**GIVEN INSTRUCTION**
Give back a single number, the count of lines containing the word "this".

:: RECORDS FOR THE TASK ::

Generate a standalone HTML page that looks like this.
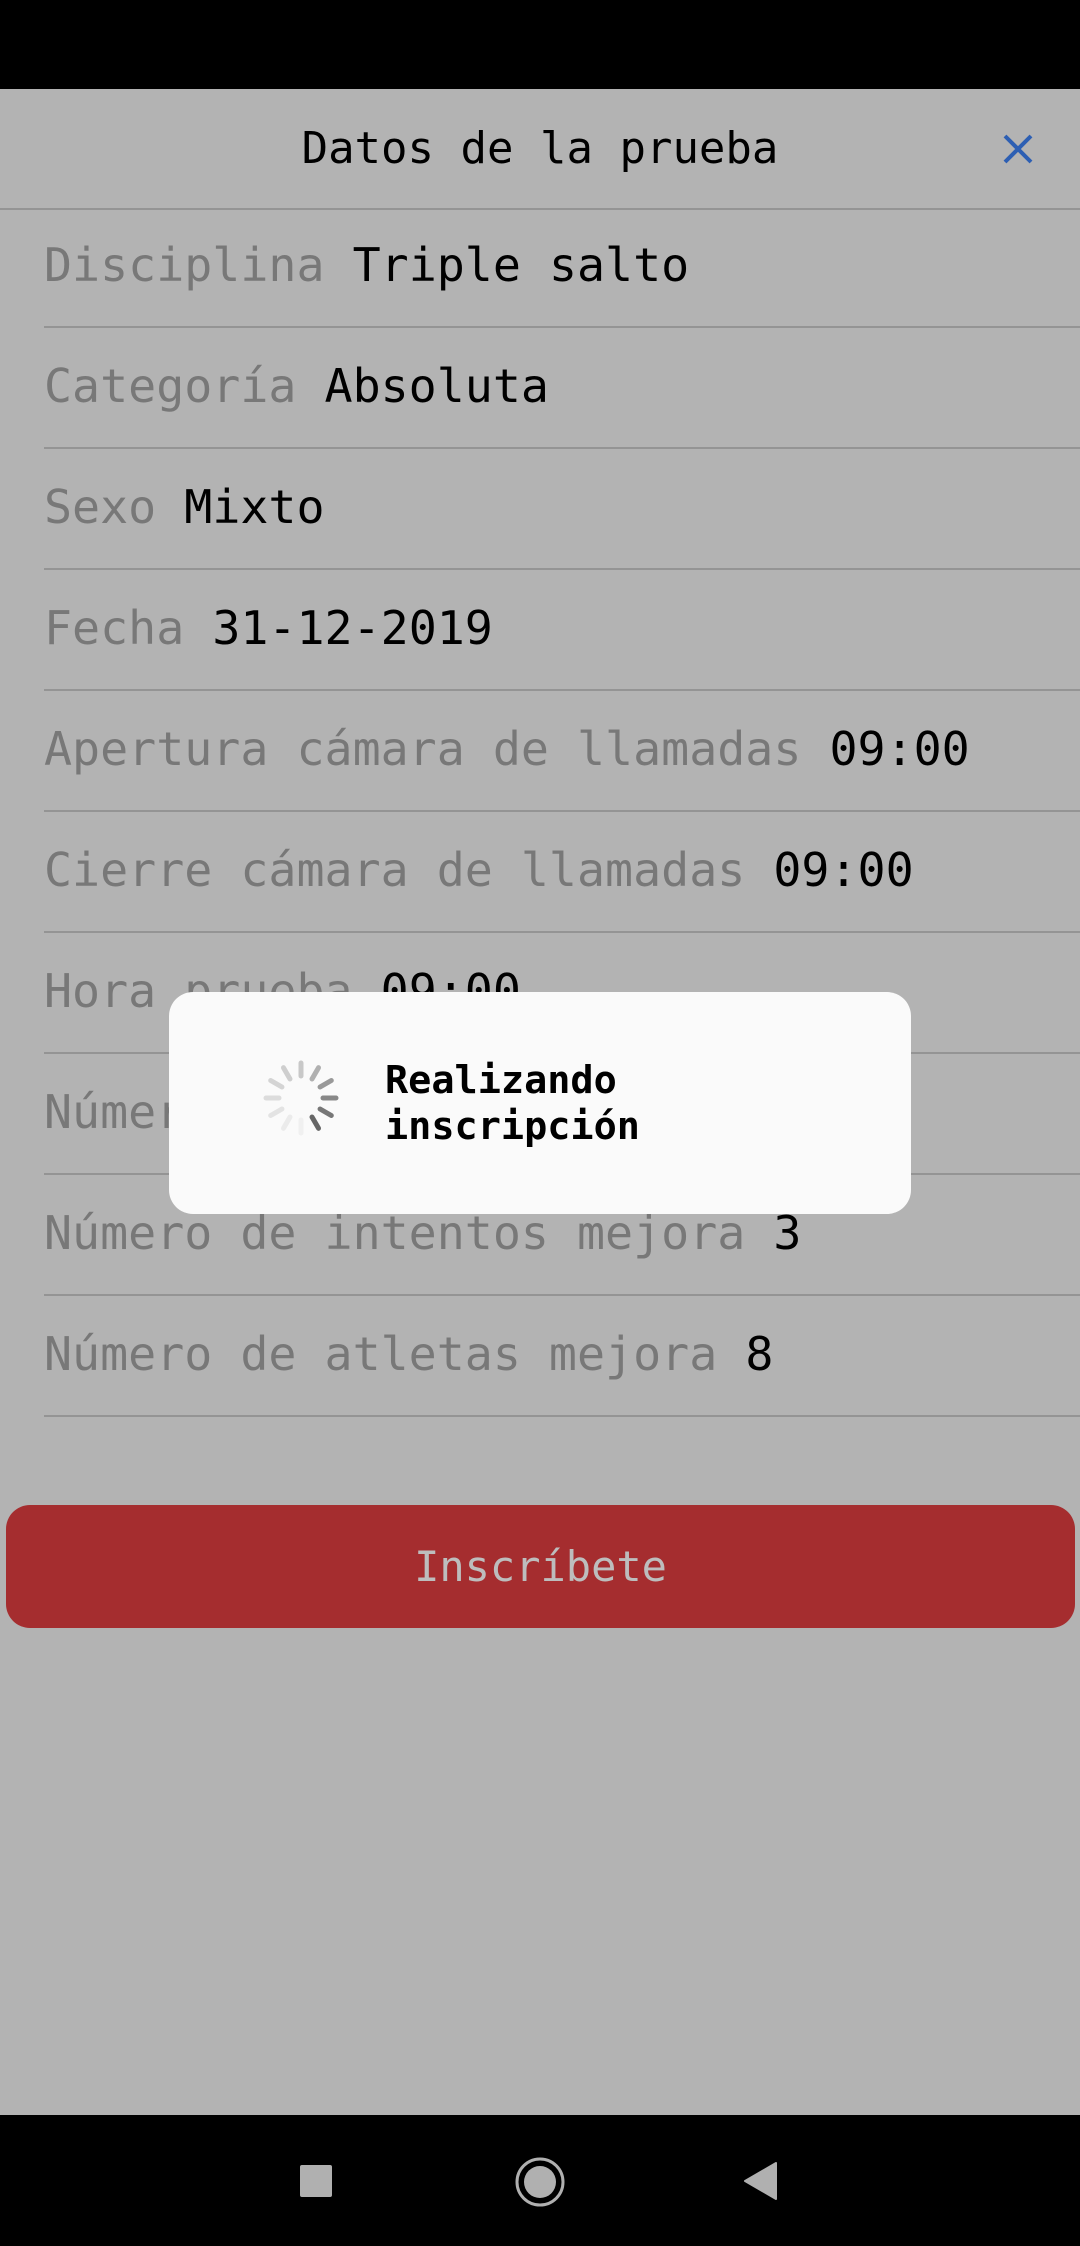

:::
:: RECORDS FOR THE TASK ::

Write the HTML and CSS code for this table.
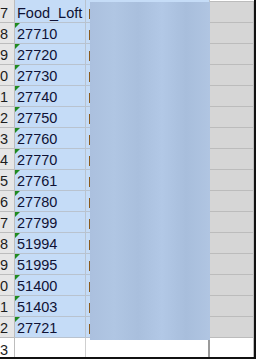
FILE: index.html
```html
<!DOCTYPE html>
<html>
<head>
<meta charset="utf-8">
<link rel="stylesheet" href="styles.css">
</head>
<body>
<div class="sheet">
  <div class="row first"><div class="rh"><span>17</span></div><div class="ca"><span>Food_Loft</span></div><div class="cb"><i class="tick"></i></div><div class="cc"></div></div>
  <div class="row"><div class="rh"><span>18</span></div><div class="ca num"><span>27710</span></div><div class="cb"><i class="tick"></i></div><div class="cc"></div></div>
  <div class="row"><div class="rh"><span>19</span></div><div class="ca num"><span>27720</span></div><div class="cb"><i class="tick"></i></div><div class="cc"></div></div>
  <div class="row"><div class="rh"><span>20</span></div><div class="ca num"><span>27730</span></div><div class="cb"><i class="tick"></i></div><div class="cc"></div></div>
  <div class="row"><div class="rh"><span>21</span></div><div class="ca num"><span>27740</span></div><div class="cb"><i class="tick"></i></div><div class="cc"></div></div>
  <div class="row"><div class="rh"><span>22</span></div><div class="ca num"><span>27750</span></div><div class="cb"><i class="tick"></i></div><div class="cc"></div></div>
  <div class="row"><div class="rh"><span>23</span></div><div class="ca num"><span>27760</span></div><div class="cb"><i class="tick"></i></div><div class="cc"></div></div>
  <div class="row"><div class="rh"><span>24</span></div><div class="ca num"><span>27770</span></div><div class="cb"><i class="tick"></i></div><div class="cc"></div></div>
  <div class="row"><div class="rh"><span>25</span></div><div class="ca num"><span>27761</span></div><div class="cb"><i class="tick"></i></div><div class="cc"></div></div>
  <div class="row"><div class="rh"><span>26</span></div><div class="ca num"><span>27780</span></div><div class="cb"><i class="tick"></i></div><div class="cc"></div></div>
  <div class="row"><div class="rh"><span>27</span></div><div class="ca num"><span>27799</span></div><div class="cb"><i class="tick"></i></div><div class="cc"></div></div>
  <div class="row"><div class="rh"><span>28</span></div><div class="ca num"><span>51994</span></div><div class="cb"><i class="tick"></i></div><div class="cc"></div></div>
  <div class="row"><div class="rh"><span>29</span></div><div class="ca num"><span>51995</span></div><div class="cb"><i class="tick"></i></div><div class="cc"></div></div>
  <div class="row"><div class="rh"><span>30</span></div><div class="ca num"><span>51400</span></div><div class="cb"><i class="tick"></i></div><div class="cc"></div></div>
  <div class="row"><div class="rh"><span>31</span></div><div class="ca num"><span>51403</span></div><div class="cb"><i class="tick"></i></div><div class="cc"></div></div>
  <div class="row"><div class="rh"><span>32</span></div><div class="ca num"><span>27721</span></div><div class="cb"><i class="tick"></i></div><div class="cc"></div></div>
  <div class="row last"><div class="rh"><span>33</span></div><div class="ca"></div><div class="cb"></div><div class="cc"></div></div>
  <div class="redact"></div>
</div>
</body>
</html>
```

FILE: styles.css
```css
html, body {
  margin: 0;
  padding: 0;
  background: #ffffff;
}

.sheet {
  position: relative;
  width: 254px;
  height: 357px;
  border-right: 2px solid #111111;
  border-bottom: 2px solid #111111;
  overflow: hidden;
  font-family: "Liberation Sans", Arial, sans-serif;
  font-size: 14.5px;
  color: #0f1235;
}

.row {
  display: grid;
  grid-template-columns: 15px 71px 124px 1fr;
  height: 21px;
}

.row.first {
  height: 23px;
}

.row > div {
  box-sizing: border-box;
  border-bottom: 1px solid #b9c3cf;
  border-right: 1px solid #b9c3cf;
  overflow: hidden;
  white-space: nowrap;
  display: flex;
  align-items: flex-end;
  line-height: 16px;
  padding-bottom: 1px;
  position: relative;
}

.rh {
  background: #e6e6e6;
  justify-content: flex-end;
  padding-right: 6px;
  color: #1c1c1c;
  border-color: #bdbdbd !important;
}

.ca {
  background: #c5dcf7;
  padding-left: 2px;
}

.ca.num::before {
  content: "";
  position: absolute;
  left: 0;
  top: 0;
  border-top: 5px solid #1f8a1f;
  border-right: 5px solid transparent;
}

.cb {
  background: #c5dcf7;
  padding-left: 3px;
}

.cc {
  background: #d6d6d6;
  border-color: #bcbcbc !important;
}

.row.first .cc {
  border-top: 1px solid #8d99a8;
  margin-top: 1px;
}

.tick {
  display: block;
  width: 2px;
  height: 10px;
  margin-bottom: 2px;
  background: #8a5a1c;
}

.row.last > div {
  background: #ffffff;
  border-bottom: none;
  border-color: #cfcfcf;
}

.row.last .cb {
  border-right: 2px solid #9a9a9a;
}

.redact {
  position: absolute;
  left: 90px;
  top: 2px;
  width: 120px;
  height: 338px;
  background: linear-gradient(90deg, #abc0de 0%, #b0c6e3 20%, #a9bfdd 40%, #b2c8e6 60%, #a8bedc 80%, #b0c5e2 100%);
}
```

:::

**EXERCISE SOLUTION**
2